--- Raw data ---

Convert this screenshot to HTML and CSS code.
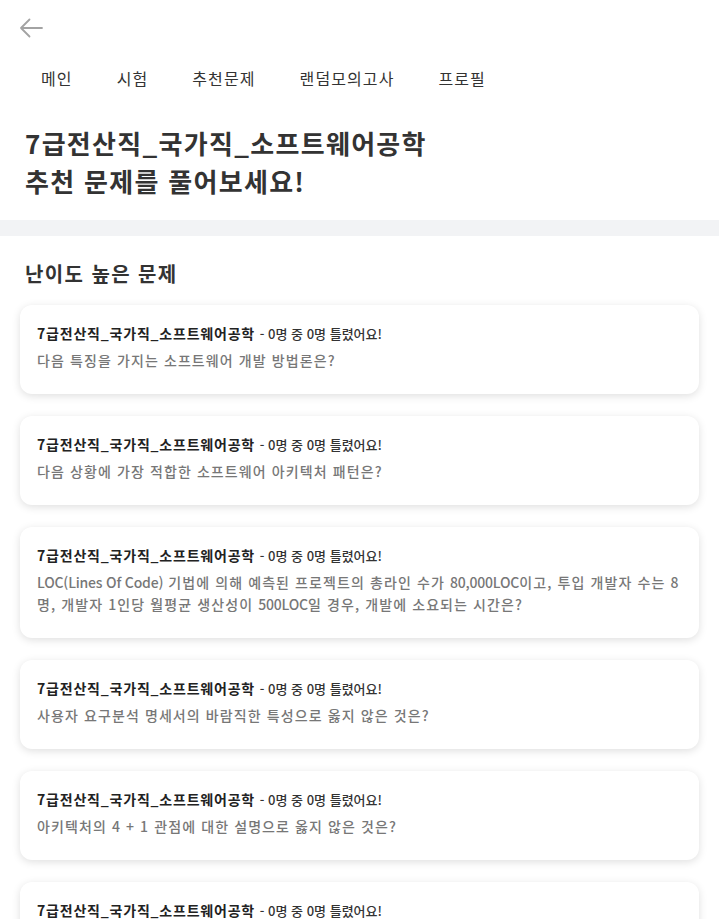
FILE: index.html
```html
<!DOCTYPE html>
<html lang="ko">
<head>
    <meta charset="UTF-8">
    <meta name="viewport" content="width=device-width, initial-scale=1.0">
    <title>추천문제</title>
    <link rel="stylesheet" href="styles.css">
</head>
<body>
    <header class="topbar">
        <button class="back" aria-label="뒤로">
            <svg width="24" height="20" viewBox="0 0 24 20" fill="none" stroke="#a3a3a3" stroke-width="1.8" stroke-linecap="round" stroke-linejoin="round">
                <path d="M23 10H2M10.5 1.5L2 10l8.5 8.5"/>
            </svg>
        </button>
    </header>

    <nav class="tabs">
        <a href="#">메인</a>
        <a href="#">시험</a>
        <a href="#">추천문제</a>
        <a href="#">랜덤모의고사</a>
        <a href="#">프로필</a>
    </nav>

    <section class="intro">
        <h1>7급전산직_국가직_소프트웨어공학<br>추천 문제를 풀어보세요!</h1>
    </section>

    <div class="divider"></div>

    <section class="list">
        <h2>난이도 높은 문제</h2>

        <div class="card">
            <p class="card-title">7급전산직_국가직_소프트웨어공학 <span>- 0명 중 0명 틀렸어요!</span></p>
            <p class="card-question">다음 특징을 가지는 소프트웨어 개발 방법론은?</p>
        </div>
        <div class="card">
            <p class="card-title">7급전산직_국가직_소프트웨어공학 <span>- 0명 중 0명 틀렸어요!</span></p>
            <p class="card-question">다음 상황에 가장 적합한 소프트웨어 아키텍처 패턴은?</p>
        </div>
        <div class="card">
            <p class="card-title">7급전산직_국가직_소프트웨어공학 <span>- 0명 중 0명 틀렸어요!</span></p>
            <p class="card-question"><span class="latin">LOC(Lines Of Code)</span> 기법에 의해 예측된 프로젝트의 총라인 수가 <span class="latin">80,000LOC</span>이고, 투입 개발자 수는 8명, 개발자 1인당 월평균 생산성이 <span class="latin">500LOC</span>일 경우, 개발에 소요되는 시간은?</p>
        </div>
        <div class="card">
            <p class="card-title">7급전산직_국가직_소프트웨어공학 <span>- 0명 중 0명 틀렸어요!</span></p>
            <p class="card-question">사용자 요구분석 명세서의 바람직한 특성으로 옳지 않은 것은?</p>
        </div>
        <div class="card">
            <p class="card-title">7급전산직_국가직_소프트웨어공학 <span>- 0명 중 0명 틀렸어요!</span></p>
            <p class="card-question">아키텍처의 4 + 1 관점에 대한 설명으로 옳지 않은 것은?</p>
        </div>
        <div class="card">
            <p class="card-title">7급전산직_국가직_소프트웨어공학 <span>- 0명 중 0명 틀렸어요!</span></p>
            <p class="card-question">소프트웨어 테스트에 대한 설명으로 옳은 것은?</p>
        </div>
    </section>
</body>
</html>
```

FILE: styles.css
```css
* {
    box-sizing: border-box;
}
body {
    margin: 0;
    font-family: "Noto Sans CJK KR", "Noto Sans", sans-serif;
    color: #333;
    background: #fff;
}
.topbar {
    height: 56px;
    display: flex;
    align-items: center;
    padding-left: 19px;
}
.back {
    border: none;
    background: none;
    padding: 0;
    display: flex;
    cursor: pointer;
}
.tabs {
    display: flex;
    height: 44px;
    align-items: center;
    padding-left: 19px;
}
.tabs a {
    padding: 0 22px;
    font-size: 16px;
    color: #333;
    text-decoration: none;
    letter-spacing: 1.1px;
}
.intro {
    padding: 24px 25px 20px;
}
.intro h1 {
    margin: 0;
    font-size: 26px;
    line-height: 38px;
    font-weight: 700;
    color: #333;
    letter-spacing: 1.3px;
}
.divider {
    height: 16px;
    background: #f2f3f5;
}
.list {
    padding: 24px 20px 20px;
}
.list h2 {
    margin: 0 0 17px 5px;
    font-size: 20px;
    line-height: 28px;
    font-weight: 700;
    letter-spacing: 1.4px;
}
.card {
    background: #fff;
    border-radius: 12px;
    box-shadow: 0 2px 8px rgba(0, 0, 0, 0.13);
    padding: 17px 14px 23px 17px;
    margin-bottom: 22px;
}
.card p {
    margin: 0;
}
.card-title {
    font-size: 14px;
    line-height: 22px;
    font-weight: 700;
    color: #222;
    margin-bottom: 4px !important;
    letter-spacing: 0.8px;
}
.card-title span {
    font-size: 13px;
    font-weight: 500;
    color: #333;
    letter-spacing: 0;
}
.card-question {
    font-size: 14px;
    line-height: 22px;
    font-weight: 500;
    color: #777;
    letter-spacing: 1.1px;
    word-break: break-all;
}
.card-question .latin {
    letter-spacing: -0.2px;
}
```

--- Task objective ---
All of the data needs repeating exactly, but the pictures do not.

--- Result for this task ---
Convert this screenshot to HTML and CSS code.
FILE: index.html
```html
<!DOCTYPE html>
<html lang="ko">
<head>
    <meta charset="UTF-8">
    <meta name="viewport" content="width=device-width, initial-scale=1.0">
    <title>추천문제</title>
    <link rel="stylesheet" href="styles.css">
</head>
<body>
    <header class="topbar">
        <button class="back" aria-label="뒤로">
            <svg width="24" height="20" viewBox="0 0 24 20" fill="none" stroke="#a3a3a3" stroke-width="1.8" stroke-linecap="round" stroke-linejoin="round">
                <path d="M23 10H2M10.5 1.5L2 10l8.5 8.5"/>
            </svg>
        </button>
    </header>

    <nav class="tabs">
        <a href="#">메인</a>
        <a href="#">시험</a>
        <a href="#">추천문제</a>
        <a href="#">랜덤모의고사</a>
        <a href="#">프로필</a>
    </nav>

    <section class="intro">
        <h1>7급전산직_국가직_소프트웨어공학<br>추천 문제를 풀어보세요!</h1>
    </section>

    <div class="divider"></div>

    <section class="list">
        <h2>난이도 높은 문제</h2>

        <div class="card">
            <p class="card-title">7급전산직_국가직_소프트웨어공학 <span>- 0명 중 0명 틀렸어요!</span></p>
            <p class="card-question">다음 특징을 가지는 소프트웨어 개발 방법론은?</p>
        </div>
        <div class="card">
            <p class="card-title">7급전산직_국가직_소프트웨어공학 <span>- 0명 중 0명 틀렸어요!</span></p>
            <p class="card-question">다음 상황에 가장 적합한 소프트웨어 아키텍처 패턴은?</p>
        </div>
        <div class="card">
            <p class="card-title">7급전산직_국가직_소프트웨어공학 <span>- 0명 중 0명 틀렸어요!</span></p>
            <p class="card-question"><span class="latin">LOC(Lines Of Code)</span> 기법에 의해 예측된 프로젝트의 총라인 수가 <span class="latin">80,000LOC</span>이고, 투입 개발자 수는 8명, 개발자 1인당 월평균 생산성이 <span class="latin">500LOC</span>일 경우, 개발에 소요되는 시간은?</p>
        </div>
        <div class="card">
            <p class="card-title">7급전산직_국가직_소프트웨어공학 <span>- 0명 중 0명 틀렸어요!</span></p>
            <p class="card-question">사용자 요구분석 명세서의 바람직한 특성으로 옳지 않은 것은?</p>
        </div>
        <div class="card">
            <p class="card-title">7급전산직_국가직_소프트웨어공학 <span>- 0명 중 0명 틀렸어요!</span></p>
            <p class="card-question">아키텍처의 4 + 1 관점에 대한 설명으로 옳지 않은 것은?</p>
        </div>
        <div class="card">
            <p class="card-title">7급전산직_국가직_소프트웨어공학 <span>- 0명 중 0명 틀렸어요!</span></p>
            <p class="card-question">소프트웨어 테스트에 대한 설명으로 옳은 것은?</p>
        </div>
    </section>
</body>
</html>
```

FILE: styles.css
```css
* {
    box-sizing: border-box;
}
body {
    margin: 0;
    font-family: "Noto Sans CJK KR", "Noto Sans", sans-serif;
    color: #333;
    background: #fff;
}
.topbar {
    height: 56px;
    display: flex;
    align-items: center;
    padding-left: 19px;
}
.back {
    border: none;
    background: none;
    padding: 0;
    display: flex;
    cursor: pointer;
}
.tabs {
    display: flex;
    height: 44px;
    align-items: center;
    padding-left: 19px;
}
.tabs a {
    padding: 0 22px;
    font-size: 16px;
    color: #333;
    text-decoration: none;
    letter-spacing: 1.1px;
}
.intro {
    padding: 24px 25px 20px;
}
.intro h1 {
    margin: 0;
    font-size: 26px;
    line-height: 38px;
    font-weight: 700;
    color: #333;
    letter-spacing: 1.3px;
}
.divider {
    height: 16px;
    background: #f2f3f5;
}
.list {
    padding: 24px 20px 20px;
}
.list h2 {
    margin: 0 0 17px 5px;
    font-size: 20px;
    line-height: 28px;
    font-weight: 700;
    letter-spacing: 1.4px;
}
.card {
    background: #fff;
    border-radius: 12px;
    box-shadow: 0 2px 8px rgba(0, 0, 0, 0.13);
    padding: 17px 14px 23px 17px;
    margin-bottom: 22px;
}
.card p {
    margin: 0;
}
.card-title {
    font-size: 14px;
    line-height: 22px;
    font-weight: 700;
    color: #222;
    margin-bottom: 4px !important;
    letter-spacing: 0.8px;
}
.card-title span {
    font-size: 13px;
    font-weight: 500;
    color: #333;
    letter-spacing: 0;
}
.card-question {
    font-size: 14px;
    line-height: 22px;
    font-weight: 500;
    color: #777;
    letter-spacing: 1.1px;
    word-break: break-all;
}
.card-question .latin {
    letter-spacing: -0.2px;
}
```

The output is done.